As we grew into our teens, we used to have battles on my bed.  She was always trying to kiss my cheeks.  She loved my cheeks for some reason.  So we’d get to wrestling with her trying to get to me and me trying to get away.  One time I started sliding off the bed and was yelling for her to stop but she was relentless!  I ended dropping to the floor headfirst!  Again, we both ended up cracking up.  

Then there were the great mosquito hunts.  We both would get bit, but hers were always worse.  She’d come in my room with a giant welt somewhere and we’d search till we found the little bugger.  I don’t know how we did it, but we did. 

It wasn’t always sisterly bliss.  We’ve had our ups and downs, but we love each other so we always come back to being best friends.  I’ll never forget the time we were ending a phone call - this was sometime in our twenties, I think - and she said she wanted us to start saying “I love you” before we said goodbye.  We always did that with our parents but had never done it with each other.  It really touched me because at that point in my mind she seemed so independent of me.  We never ended another phone call without saying it.
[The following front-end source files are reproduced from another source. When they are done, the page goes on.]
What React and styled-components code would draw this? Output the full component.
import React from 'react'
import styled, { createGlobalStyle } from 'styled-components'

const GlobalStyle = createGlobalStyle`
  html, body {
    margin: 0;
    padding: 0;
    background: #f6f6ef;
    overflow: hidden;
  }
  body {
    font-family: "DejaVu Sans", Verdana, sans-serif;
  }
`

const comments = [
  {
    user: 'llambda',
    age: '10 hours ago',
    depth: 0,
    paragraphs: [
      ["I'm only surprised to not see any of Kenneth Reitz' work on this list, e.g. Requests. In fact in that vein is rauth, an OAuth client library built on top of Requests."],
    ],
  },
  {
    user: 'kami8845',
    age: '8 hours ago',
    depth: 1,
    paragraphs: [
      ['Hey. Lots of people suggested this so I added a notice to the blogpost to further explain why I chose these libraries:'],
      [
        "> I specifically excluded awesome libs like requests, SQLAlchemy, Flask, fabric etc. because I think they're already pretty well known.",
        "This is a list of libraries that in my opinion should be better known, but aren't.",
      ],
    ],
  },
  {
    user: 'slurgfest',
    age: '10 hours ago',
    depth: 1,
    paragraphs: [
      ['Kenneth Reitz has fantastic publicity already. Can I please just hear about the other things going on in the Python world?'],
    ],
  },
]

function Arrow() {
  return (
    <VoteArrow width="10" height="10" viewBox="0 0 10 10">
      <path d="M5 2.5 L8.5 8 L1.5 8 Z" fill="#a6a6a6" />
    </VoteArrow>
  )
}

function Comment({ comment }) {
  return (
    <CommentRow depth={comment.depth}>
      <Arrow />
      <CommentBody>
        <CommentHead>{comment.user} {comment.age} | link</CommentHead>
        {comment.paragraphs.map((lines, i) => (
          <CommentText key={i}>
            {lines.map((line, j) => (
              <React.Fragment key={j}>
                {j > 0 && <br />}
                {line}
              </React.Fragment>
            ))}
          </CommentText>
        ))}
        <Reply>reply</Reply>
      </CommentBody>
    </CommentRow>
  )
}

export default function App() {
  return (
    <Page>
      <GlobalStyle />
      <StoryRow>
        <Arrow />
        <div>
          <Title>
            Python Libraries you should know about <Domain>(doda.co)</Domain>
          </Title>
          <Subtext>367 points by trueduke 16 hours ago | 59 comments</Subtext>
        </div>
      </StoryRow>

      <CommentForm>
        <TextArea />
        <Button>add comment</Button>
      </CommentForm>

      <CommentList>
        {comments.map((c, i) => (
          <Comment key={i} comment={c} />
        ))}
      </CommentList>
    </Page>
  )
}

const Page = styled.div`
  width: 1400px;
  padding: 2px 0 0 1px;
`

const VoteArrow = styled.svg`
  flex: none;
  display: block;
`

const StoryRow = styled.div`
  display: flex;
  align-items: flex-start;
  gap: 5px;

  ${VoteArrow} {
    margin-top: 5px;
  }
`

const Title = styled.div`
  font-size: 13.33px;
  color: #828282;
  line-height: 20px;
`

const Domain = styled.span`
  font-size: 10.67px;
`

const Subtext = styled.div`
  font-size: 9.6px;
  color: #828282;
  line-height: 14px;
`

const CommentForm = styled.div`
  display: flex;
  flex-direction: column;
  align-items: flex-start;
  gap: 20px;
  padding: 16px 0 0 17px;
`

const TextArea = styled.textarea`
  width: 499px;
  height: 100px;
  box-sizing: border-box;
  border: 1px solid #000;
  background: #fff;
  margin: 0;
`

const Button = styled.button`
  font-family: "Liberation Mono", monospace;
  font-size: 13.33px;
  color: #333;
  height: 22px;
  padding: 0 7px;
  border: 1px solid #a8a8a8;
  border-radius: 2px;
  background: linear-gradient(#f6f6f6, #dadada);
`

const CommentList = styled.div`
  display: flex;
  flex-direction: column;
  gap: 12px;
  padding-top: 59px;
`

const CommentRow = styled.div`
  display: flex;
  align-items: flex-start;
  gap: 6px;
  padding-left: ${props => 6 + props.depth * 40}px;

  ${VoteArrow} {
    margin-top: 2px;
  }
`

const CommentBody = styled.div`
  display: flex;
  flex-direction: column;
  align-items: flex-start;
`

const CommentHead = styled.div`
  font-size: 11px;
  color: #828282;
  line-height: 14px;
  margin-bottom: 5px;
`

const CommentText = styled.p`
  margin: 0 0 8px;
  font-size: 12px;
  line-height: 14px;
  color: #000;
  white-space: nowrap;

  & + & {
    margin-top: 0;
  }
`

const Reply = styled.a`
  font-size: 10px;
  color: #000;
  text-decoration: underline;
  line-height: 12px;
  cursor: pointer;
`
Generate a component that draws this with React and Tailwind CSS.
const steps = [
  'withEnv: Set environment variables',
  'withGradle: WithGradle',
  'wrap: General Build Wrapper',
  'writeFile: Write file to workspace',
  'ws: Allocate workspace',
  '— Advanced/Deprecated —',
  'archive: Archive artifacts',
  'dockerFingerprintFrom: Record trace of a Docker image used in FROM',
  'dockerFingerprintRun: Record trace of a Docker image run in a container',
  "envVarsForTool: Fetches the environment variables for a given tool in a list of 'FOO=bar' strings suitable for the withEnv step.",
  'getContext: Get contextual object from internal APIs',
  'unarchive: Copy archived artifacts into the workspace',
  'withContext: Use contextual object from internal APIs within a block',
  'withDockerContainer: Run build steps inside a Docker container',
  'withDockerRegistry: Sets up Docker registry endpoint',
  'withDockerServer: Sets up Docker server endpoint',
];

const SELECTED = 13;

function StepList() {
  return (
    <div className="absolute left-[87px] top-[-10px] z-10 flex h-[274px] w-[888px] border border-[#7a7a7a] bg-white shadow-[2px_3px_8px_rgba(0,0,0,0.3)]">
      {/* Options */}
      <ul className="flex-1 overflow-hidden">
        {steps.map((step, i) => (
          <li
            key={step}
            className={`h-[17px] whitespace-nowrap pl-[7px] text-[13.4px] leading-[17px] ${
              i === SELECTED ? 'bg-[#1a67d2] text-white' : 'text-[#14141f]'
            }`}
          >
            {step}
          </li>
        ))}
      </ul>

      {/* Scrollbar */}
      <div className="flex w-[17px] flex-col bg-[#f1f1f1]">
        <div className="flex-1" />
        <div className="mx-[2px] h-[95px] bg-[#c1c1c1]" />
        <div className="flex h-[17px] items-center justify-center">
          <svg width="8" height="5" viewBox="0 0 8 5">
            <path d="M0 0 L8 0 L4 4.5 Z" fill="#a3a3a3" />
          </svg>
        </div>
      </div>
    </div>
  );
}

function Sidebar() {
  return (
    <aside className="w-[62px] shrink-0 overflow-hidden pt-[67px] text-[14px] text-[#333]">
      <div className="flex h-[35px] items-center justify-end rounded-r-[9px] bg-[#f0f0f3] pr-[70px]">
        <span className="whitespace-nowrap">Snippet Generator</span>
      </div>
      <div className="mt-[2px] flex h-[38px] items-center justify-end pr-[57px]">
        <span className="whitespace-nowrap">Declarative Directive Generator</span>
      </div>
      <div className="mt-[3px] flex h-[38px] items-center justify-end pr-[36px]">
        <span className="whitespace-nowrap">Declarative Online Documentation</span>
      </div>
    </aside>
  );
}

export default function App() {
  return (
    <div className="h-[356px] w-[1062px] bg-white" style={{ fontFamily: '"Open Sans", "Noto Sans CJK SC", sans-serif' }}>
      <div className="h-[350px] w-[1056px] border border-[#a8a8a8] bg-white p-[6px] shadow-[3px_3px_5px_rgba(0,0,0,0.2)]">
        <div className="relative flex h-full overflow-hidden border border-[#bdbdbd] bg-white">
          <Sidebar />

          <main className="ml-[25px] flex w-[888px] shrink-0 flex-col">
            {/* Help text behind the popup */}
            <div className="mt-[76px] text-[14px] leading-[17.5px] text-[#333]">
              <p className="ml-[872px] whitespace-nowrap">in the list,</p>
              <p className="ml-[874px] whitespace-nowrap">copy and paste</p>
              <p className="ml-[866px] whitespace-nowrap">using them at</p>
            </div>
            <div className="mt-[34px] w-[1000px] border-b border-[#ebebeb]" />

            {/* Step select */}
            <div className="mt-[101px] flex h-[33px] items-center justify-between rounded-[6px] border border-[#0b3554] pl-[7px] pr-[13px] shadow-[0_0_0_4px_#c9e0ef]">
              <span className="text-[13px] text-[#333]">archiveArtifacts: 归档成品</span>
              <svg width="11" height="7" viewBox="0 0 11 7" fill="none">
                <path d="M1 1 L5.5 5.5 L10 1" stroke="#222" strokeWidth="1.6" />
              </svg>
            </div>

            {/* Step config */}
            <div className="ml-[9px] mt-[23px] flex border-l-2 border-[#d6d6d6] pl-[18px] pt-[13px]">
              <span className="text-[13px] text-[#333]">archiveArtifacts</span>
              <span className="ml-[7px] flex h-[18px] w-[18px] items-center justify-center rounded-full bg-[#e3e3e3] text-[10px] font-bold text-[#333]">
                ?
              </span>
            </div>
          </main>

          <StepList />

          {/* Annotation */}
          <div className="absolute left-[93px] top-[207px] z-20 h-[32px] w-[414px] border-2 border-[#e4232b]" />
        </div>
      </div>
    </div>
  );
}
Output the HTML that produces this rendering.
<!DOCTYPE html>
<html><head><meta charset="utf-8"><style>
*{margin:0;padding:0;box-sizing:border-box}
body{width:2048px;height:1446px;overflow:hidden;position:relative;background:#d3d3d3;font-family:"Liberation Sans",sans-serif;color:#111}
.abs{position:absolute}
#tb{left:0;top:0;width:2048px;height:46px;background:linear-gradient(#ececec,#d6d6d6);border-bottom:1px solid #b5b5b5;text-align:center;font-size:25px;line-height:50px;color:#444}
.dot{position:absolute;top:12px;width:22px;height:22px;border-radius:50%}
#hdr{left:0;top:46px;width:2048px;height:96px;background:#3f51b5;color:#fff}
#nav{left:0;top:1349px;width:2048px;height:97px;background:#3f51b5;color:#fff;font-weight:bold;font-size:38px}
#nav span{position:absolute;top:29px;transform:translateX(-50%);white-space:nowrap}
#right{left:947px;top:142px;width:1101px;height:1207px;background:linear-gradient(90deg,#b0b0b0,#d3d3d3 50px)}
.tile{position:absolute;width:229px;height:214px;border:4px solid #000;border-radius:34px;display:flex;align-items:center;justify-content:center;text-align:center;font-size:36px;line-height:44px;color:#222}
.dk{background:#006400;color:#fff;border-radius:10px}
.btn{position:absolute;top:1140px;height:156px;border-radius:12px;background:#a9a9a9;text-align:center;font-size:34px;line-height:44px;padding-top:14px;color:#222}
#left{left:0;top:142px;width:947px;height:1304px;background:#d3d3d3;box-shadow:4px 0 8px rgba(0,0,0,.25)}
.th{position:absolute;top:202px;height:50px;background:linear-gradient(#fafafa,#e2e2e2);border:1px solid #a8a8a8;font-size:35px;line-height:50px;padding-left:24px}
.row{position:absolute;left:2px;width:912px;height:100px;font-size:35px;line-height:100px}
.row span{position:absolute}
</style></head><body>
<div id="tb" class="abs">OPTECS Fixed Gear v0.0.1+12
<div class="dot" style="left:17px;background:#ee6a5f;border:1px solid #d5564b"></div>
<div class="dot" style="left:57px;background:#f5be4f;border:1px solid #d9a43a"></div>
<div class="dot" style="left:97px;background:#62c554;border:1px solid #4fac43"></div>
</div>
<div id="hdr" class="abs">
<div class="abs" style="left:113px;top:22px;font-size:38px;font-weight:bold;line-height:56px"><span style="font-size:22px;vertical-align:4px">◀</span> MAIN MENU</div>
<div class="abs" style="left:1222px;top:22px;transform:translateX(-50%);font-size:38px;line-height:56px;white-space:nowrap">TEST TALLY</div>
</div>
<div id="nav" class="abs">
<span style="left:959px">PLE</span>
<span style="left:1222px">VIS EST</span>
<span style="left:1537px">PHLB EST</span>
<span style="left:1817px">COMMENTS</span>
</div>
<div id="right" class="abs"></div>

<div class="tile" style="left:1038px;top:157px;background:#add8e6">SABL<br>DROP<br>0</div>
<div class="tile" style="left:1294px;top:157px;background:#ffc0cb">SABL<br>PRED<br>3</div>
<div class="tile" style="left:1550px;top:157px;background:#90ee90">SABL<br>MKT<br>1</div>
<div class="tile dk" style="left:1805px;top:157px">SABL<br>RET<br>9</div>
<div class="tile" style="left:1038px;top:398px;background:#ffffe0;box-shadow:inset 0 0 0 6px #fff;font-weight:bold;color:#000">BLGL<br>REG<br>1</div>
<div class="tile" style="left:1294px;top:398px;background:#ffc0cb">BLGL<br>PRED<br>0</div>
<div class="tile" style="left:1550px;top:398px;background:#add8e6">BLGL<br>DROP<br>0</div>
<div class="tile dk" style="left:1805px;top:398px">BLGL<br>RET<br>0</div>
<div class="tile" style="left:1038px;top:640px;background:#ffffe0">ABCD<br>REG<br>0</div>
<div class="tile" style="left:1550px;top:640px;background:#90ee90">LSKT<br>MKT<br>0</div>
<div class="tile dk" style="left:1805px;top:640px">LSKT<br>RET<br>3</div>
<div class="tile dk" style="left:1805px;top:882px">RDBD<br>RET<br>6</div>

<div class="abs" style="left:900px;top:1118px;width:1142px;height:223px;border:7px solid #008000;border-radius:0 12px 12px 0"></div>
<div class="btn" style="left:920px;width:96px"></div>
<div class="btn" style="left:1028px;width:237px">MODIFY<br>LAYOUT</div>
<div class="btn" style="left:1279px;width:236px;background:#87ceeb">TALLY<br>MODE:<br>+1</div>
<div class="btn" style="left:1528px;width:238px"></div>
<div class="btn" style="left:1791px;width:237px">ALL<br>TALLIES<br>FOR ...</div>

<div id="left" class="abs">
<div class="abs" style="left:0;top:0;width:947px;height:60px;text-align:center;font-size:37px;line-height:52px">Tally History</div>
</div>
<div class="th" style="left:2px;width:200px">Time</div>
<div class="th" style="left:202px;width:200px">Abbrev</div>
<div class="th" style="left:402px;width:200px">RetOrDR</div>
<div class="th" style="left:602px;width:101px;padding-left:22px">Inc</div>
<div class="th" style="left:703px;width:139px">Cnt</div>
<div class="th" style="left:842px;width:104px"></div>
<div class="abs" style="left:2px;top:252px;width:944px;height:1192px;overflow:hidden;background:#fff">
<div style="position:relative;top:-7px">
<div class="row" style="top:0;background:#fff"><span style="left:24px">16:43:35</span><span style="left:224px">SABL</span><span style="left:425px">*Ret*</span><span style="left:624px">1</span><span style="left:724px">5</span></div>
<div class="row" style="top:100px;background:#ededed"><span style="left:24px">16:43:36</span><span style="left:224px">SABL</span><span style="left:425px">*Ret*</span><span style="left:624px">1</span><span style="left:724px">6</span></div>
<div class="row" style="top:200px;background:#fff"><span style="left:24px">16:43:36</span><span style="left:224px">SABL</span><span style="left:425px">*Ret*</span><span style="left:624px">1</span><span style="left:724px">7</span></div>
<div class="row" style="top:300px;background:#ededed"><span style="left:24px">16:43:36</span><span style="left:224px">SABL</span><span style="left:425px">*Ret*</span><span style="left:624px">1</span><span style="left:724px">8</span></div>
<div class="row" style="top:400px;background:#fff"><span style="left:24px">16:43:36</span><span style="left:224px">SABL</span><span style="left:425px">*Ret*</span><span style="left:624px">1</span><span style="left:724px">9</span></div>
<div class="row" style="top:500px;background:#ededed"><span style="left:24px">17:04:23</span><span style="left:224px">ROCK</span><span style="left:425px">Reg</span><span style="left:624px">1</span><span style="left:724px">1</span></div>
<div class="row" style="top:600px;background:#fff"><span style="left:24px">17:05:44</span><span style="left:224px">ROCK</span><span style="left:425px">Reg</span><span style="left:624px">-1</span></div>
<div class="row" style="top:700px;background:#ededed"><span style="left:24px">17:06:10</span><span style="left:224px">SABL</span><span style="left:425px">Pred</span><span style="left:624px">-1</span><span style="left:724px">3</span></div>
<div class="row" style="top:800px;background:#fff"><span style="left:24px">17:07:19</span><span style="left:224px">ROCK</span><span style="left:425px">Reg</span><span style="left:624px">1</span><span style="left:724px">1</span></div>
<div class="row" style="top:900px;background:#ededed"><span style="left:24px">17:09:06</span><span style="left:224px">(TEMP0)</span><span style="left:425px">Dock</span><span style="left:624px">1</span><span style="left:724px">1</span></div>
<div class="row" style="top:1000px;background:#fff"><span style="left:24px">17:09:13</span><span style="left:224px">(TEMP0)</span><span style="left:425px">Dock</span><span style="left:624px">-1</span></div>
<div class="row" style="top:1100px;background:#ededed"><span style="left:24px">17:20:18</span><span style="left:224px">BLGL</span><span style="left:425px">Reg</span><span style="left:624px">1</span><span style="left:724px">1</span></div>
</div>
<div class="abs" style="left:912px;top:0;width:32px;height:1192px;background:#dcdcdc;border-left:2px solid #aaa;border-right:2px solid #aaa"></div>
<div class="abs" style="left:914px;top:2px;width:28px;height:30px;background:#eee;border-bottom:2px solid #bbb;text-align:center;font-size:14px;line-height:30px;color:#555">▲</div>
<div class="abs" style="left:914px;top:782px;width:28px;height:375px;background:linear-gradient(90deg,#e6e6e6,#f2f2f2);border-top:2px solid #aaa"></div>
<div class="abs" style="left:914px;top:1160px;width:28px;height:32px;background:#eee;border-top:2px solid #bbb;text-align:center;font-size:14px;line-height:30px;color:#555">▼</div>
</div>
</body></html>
We’ve been living a few hours apart for the past few years. It’s the first time in our lives that we couldn’t get together whenever we wanted. But she’s still always there for me - just a phone call away. Many times I’ve called when this illness was getting the better of me and she would cry with me and talk to me till I got my grip again. 

There are so many more memories.  I could write pages and pages.  God knew I needed a sister, and He knew she would need me.  I found God in my baby sister before she was even born, and He’s been there in the love we’ve had for each other every day since.